For this particular experiment.json file, Caliban will submit 8 different jobs to AI Platform with the following combinations of flags, one combination for each job:

--epochs 2 --batch_size 64 --constant_arg 'something' --important_toggle
--epochs 2 --batch_size 64 --constant_arg 'something'
--epochs 2 --batch_size 128 --constant_arg 'something' --important_toggle
--epochs 2 --batch_size 128 --constant_arg 'something'
--epochs 3 --batch_size 64 --constant_arg 'something' --important_toggle
--epochs 3 --batch_size 64 --constant_arg 'something'
--epochs 3 --batch_size 128 --constant_arg 'something' --important_toggle
--epochs 3 --batch_size 128 --constant_arg 'something'

As you can see, keys get expanded out into --key style flags by prepending a -- onto the key string. Here are the rules for value expansion:

  • int and string values are passed on to every job untouched.

  • lists generate multiple jobs. caliban cloud takes the cartesian product of all list-type values and generates a job for each combination. Three lists of length 2 in the above example gives us 8 total jobs; one for each possible combination of items from each list.

  • if a value equals true, the key is passed through as --key, with no value; it’s treated as a boolean flag.

  • a false boolean value means that the --key flag is ignored.

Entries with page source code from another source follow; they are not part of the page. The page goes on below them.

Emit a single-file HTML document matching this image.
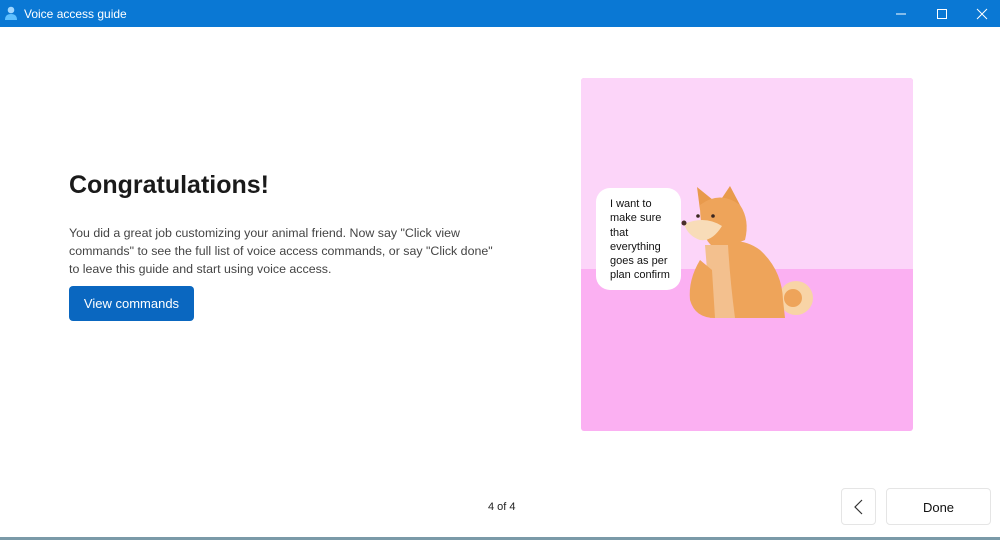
<!DOCTYPE html>
<html><head><meta charset="utf-8"><style>
*{margin:0;padding:0;box-sizing:border-box}
body{width:1000px;height:540px;background:#fff;font-family:"Liberation Sans",sans-serif;position:relative;overflow:hidden}
.tb{position:absolute;left:0;top:0;width:1000px;height:27px;background:#0a78d4;color:#fff;font-size:12px}
.tb .t{position:absolute;left:24px;top:7px}
h1{position:absolute;left:69px;top:171px;font-size:25px;font-weight:bold;color:#1a1a1a}
.p{position:absolute;left:69px;top:224px;width:460px;font-size:12.4px;line-height:18px;color:#444;white-space:nowrap}
.btn{position:absolute;left:69px;top:286px;width:125px;height:35px;background:#0a67c0;border-radius:4px;color:#fff;font-size:13px;text-align:center;line-height:36px}
.img{position:absolute;left:581px;top:78px;width:332px;height:353px;background:#fbb0f2;border-radius:3px;overflow:hidden}
.img .up{position:absolute;left:0;top:0;width:332px;height:191px;background:#fcd5f9}
.bub{position:absolute;left:596px;top:188px;width:85px;height:102px;background:#fff;border-radius:14px;font-size:11px;line-height:14.3px;padding:9px 0 0 14px;color:#111}
.pg{position:absolute;left:488px;top:501px;font-size:11px;color:#222}
.b{position:absolute;top:488px;height:37px;border:1px solid #e5e5e5;border-radius:4px;background:#fff;font-size:13px;text-align:center;line-height:38px;color:#111}
.bl{position:absolute;left:0;top:537px;width:1000px;height:3px;background:#7a9aa8}
</style></head><body>
<div class="tb">
<svg style="position:absolute;left:5px;top:6px" width="14" height="15" viewBox="0 0 14 15"><circle cx="6" cy="4" r="3.3" fill="#9fd6ff"/><path d="M0 14 Q0 8 6 8 Q12 8 12 14Z" fill="#5ec0ff"/></svg>
<span class="t">Voice access guide</span>
<svg style="position:absolute;left:894px;top:8px" width="100" height="12"><path d="M2 6h10" stroke="#fff"/><rect x="43.5" y="1.5" width="9" height="9" fill="none" stroke="#fff"/><path d="M83 1l10 10M93 1l-10 10" stroke="#fff"/></svg>
</div>
<h1>Congratulations!</h1>
<div class="p">You did a great job customizing your animal friend. Now say "Click view<br>commands" to see the full list of voice access commands, or say "Click done"<br>to leave this guide and start using voice access.</div>
<div class="btn">View commands</div>
<div class="img"><div class="up"></div>
<svg style="position:absolute;left:0;top:0" width="332" height="353" viewBox="581 78 332 353">
<circle cx="796" cy="298" r="17" fill="#f8d4a6"/><circle cx="793" cy="298" r="9" fill="#eea45a"/>
<path d="M715 318 L712 245 Q740 235 760 250 Q782 270 783 300 L785 318Z" fill="#eea45a"/>
<path d="M700 210 L697 187 L713 200Z" fill="#e89a4c"/><path d="M722 198 L730 186 L740 205Z" fill="#e89a4c"/>
<path d="M700 205 Q720 190 740 205 Q750 220 745 240 L720 250 Q700 245 700 205Z" fill="#eea45a"/>
<path d="M705 245 Q708 280 710 318 L735 318 Q730 280 728 245Z" fill="#f3c08e"/>
<path d="M700 260 Q688 280 690 300 Q695 318 715 318 L712 270Z" fill="#eea45a"/>
<path d="M684 224 Q705 215 722 226 Q712 242 700 240 Q688 236 684 224Z" fill="#f8dcb8"/>
<circle cx="684" cy="223" r="2.5" fill="#4a2f2a"/><circle cx="698" cy="216" r="1.8" fill="#3a2620"/><circle cx="713" cy="216" r="1.8" fill="#3a2620"/>
</svg>
</div>
<div class="bub">I want to<br>make sure<br>that<br>everything<br>goes as per<br>plan confirm</div>
<div class="pg">4 of 4</div>
<div class="b" style="left:841px;width:35px"><svg width="12" height="16" style="margin-top:10px" viewBox="0 0 12 16"><path d="M9 1L2 8l7 7" fill="none" stroke="#333" stroke-width="1.2"/></svg></div>
<div class="b" style="left:886px;width:105px">Done</div>
<div class="bl"></div>
</body></html>
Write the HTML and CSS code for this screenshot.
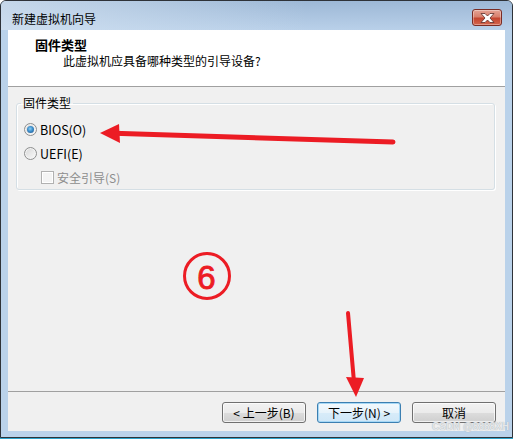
FILE: index.html
```html
<!DOCTYPE html>
<html lang="zh-CN">
<head>
    <meta charset="UTF-8">
    <meta name="viewport" content="width=device-width, initial-scale=1.0">
    <title>新建虚拟机向导</title>
    <link rel="stylesheet" href="styles.css">
</head>
<body>
    <div class="window">
        <div class="title-bar">
            <span class="title">新建虚拟机向导</span>
            <div class="close-btn">
                <svg width="15" height="10" viewBox="0 0 15 10">
                    <path d="M1 0.5h4L7.5 3l2.5-2.5h4L10 5l4 4.5h-4L7.5 7 5 9.5H1L5 5z" fill="#fff" stroke="#5a2d28" stroke-width="0.8" stroke-linejoin="round"/>
                </svg>
            </div>
        </div>

        <div class="client">
            <div class="header">
                <div class="header-title">固件类型</div>
                <div class="header-sub">此虚拟机应具备哪种类型的引导设备?</div>
            </div>

            <div class="content">
                <fieldset class="group">
                    <legend>固件类型</legend>
                    <div class="option"><span class="radio checked"></span>BIOS(O)</div>
                    <div class="option"><span class="radio"></span>UEFI(E)</div>
                    <div class="option sub disabled"><span class="checkbox"></span>安全引导(S)</div>
                </fieldset>
            </div>

            <div class="footer">
                <div class="btn">&lt; 上一步(B)</div>
                <div class="btn default">下一步(N) &gt;</div>
                <div class="btn">取消</div>
            </div>
        </div>
    </div>

    <!-- red annotations drawn on top of the screenshot -->
    <svg class="marks" width="513" height="439" viewBox="0 0 513 439">
        <circle cx="207" cy="276" r="22.5" fill="none" stroke="#ec1c24" stroke-width="3"/>
        <text x="206.5" y="289" text-anchor="middle" font-size="33" font-family="Liberation Sans, sans-serif" fill="#ec1c24" stroke="#ec1c24" stroke-width="0.9">6</text>

        <line x1="393" y1="142" x2="114" y2="133.3" stroke="#ec1c24" stroke-width="5" stroke-linecap="round"/>
        <polygon points="100,133 119,124 120,143" fill="#ec1c24"/>

        <line x1="348" y1="313" x2="354" y2="382" stroke="#ec1c24" stroke-width="4" stroke-linecap="round"/>
        <polygon points="346,377 364,378 356,397" fill="#ec1c24"/>
    </svg>

    <div class="watermark">CSDN @8888XH</div>
</body>
</html>
```

FILE: styles.css
```css
* {
    margin: 0;
    padding: 0;
    box-sizing: border-box;
}

body {
    width: 513px;
    height: 439px;
    position: relative;
    background: #fff;
    font-family: "Noto Sans CJK SC", "Microsoft YaHei", sans-serif;
    font-size: 12px;
    color: #000;
    overflow: hidden;
}

.window {
    width: 513px;
    height: 438px;
    display: flex;
    flex-direction: column;
    padding: 0 7px 6px;
    border: 1px solid #2e3238;
    border-radius: 6px 6px 0 0;
    background: #bad2ea;
    box-shadow: 0 1px 0 #2ea4cc;
}

.title-bar {
    height: 29px;
    margin: 0 -7px;
    display: flex;
    align-items: flex-start;
    justify-content: space-between;
    padding: 8px 10px 0 11px;
    border-radius: 5px 5px 0 0;
    background: linear-gradient(90deg, rgba(214, 228, 242, 0.7), rgba(214, 228, 242, 0) 60%),
                linear-gradient(180deg, #9db8d6, #b9d0e9);
}

.title {
    margin-top: 2px;
    line-height: 16px;
}

.close-btn {
    width: 30px;
    height: 17px;
    display: flex;
    align-items: center;
    justify-content: center;
    border: 1px solid #7a2c24;
    border-radius: 3px;
    background: linear-gradient(180deg, #e5a394 0%, #d8806d 45%, #c4452f 55%, #d3654d 100%);
    box-shadow: inset 0 0 0 1px rgba(255, 255, 255, 0.35);
}

.client {
    flex: 1;
    display: flex;
    flex-direction: column;
    background: #f0f0f0;
}

.header {
    height: 57px;
    padding: 7px 0 0 27px;
    background: #fff;
    border-bottom: 1px solid #a0a0a0;
}

.header-title {
    font-size: 13px;
    font-weight: bold;
    line-height: 16px;
}

.header-sub {
    margin-left: 28px;
    line-height: 16px;
}

.content {
    flex: 1;
}

.group {
    margin: 8px 10px 0 8px;
    padding: 6px 0 0;
    border: 1px solid #d5dfe5;
    border-radius: 3px;
    box-shadow: inset 1px 1px 0 #fff, 1px 1px 0 #fff;
    min-inline-size: 0;
}

.group legend {
    margin-left: 4px;
    padding: 0 2px;
    line-height: 16px;
}

.option {
    height: 24px;
    display: flex;
    align-items: center;
    padding-left: 7px;
    font-size: 12.5px;
}

.option.sub {
    padding-left: 24px;
    font-size: 12px;
}

.option.disabled {
    color: #8d8d8d;
}

.radio {
    width: 13px;
    height: 13px;
    margin-right: 3px;
    position: relative;
    border: 1px solid #8e8f8f;
    border-radius: 50%;
    background: linear-gradient(135deg, #d6d6d6, #fbfbfb);
    box-shadow: inset 0 0 0 1px #f4f4f4;
}

.radio.checked::after {
    content: "";
    position: absolute;
    top: 2px;
    left: 2px;
    width: 7px;
    height: 7px;
    border-radius: 50%;
    background: radial-gradient(circle at 45% 40%, #8ed0f4 0%, #3c8ecb 45%, #1e4f86 100%);
}

.checkbox {
    width: 13px;
    height: 13px;
    margin-right: 3px;
    border: 1px solid #b1b1b1;
    background: #f4f4f4;
    box-shadow: inset 0 0 0 1px #fff;
}

.footer {
    display: flex;
    justify-content: flex-end;
    gap: 11px;
    padding: 10px 9px 8px;
    border-top: 1px solid #a0a0a0;
}

.btn {
    width: 84px;
    height: 21px;
    display: flex;
    align-items: center;
    justify-content: center;
    line-height: 16px;
    border: 1px solid #707070;
    border-radius: 3px;
    background: linear-gradient(180deg, #f2f2f2 0%, #ebebeb 50%, #dddddd 50%, #cfcfcf 100%);
    box-shadow: inset 0 0 0 1px rgba(255, 255, 255, 0.7);
}

.btn.default {
    border-color: #3c7fb1;
    background: linear-gradient(180deg, #f3f9fd 0%, #e7f3fb 50%, #d8ecf9 50%, #cfe7f7 100%);
    box-shadow: inset 0 0 0 1px #a6d8f6;
}

.marks {
    position: absolute;
    top: 0;
    left: 0;
    pointer-events: none;
}

.watermark {
    position: absolute;
    right: 4px;
    bottom: 7px;
    font-family: "Liberation Sans", sans-serif;
    font-size: 10px;
    font-weight: bold;
    line-height: 11px;
    color: #e4e7ea;
    text-shadow: 0 0 1px #9aa2aa;
}
```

All arguments generated from the experiment config will create labels in the AI Platform Job UI for each job as described in the Job Labels section.

Any custom script arguments you pass after the module name, separated by --, will be passed along to every job as if they were static key-value pairs in the experiment.json file. As an example, the following command:

caliban cloud --experiment_config ~/path/to/experiment.json trainer.train -- --key value

would trigger the same jobs as before, with --key value appended BEFORE the arguments broadcast out by the experiment config:

--key value --epochs 2 --batch_size 64 --constant_arg 'something' --important_toggle
--key value --epochs 2 --batch_size 64 --constant_arg 'something'
# ....etc

Lists of Experiment Definitions

You can pass either an experiment config or a LIST of experiment configs in your experiment.json file; caliban will expand each entry in the list recursively. This makes it possible to generate experiment configs that aren’t strict cartesian products.

For example you might add the following to a file called experiment.json, and pass it to your job with --experiment_config experiment.json:

[
    {
        "epochs": [1,2, 3, 4],
        "batch_size": [64, 128],
        "constant_arg": "something",
        "important_toggle": [true, false]
    },
    {
        "epochs": [9, 10],
        "batch_size": [512, 1024],
        "constant_arg": "something"
    }
    {
        "epochs": 1000,
        "batch_size": 1
    }
]

This config will generate:

  • 16 combinations for the first dictionary (every combination of 4 epoch entries, 2 batch sizes, and 2 "important_toggle" combos, with "constant_arg" appended to each)

  • 4 combos for the second dictionary

  • 1 static combo for the third entry.

for a total of 21 jobs. You can always pass --dry_run (see below) to caliban cloud to see what jobs will be generated for some experiment config, or to validate that it’s well-formed at all.

Compound keys

By default, an experiment specification in which multiple values are lists will be expanded using a Cartesian product, as described above. If you want multiple arguments to vary in concert, you can use a compound key. For example, the following (w/o compound keys) experiment config file will result in four jobs total:

{
  "a": ["a1", "a2"],
  "b": ["b1", "b2"]
}

Results in:

--a a1 --b b1
--a a1 --b b2
--a a2 --b b1
--a a2 --b b2

To tie the values of a and b together, specify them in a compound key:

{
  "[a,b]": [["a1", "b1"], ["a2", "b2"]]
}

This will result in only two jobs: bash --a a1 --b b1 --a a2 --b b2

--dry_run

Passing an --experiment_config to caliban cloud could potentially submit many, many jobs. To verify that you have no errors and are submitting the number of jobs you expect, you can add the --dry_run flag to your command, like this:

caliban cloud --dry_run --experiment_config ~/path/to/experiment.json trainer.train

--dry_run will trigger all of the logging side effects you’d see on job submission, so you can verify that all of your settings are correct. This command will skip any docker build and push phases, so it will return immediately with no side effects other than logging.

Once you’re sure that your jobs look good and you pass all validations, you can remove --dry_run to submit all jobs.

Experiments and Custom Machine + GPUs

If you supply a --gpu_spec or --machine_type in addition to --experiment_config, every job in the experiment submission will be configured with those options.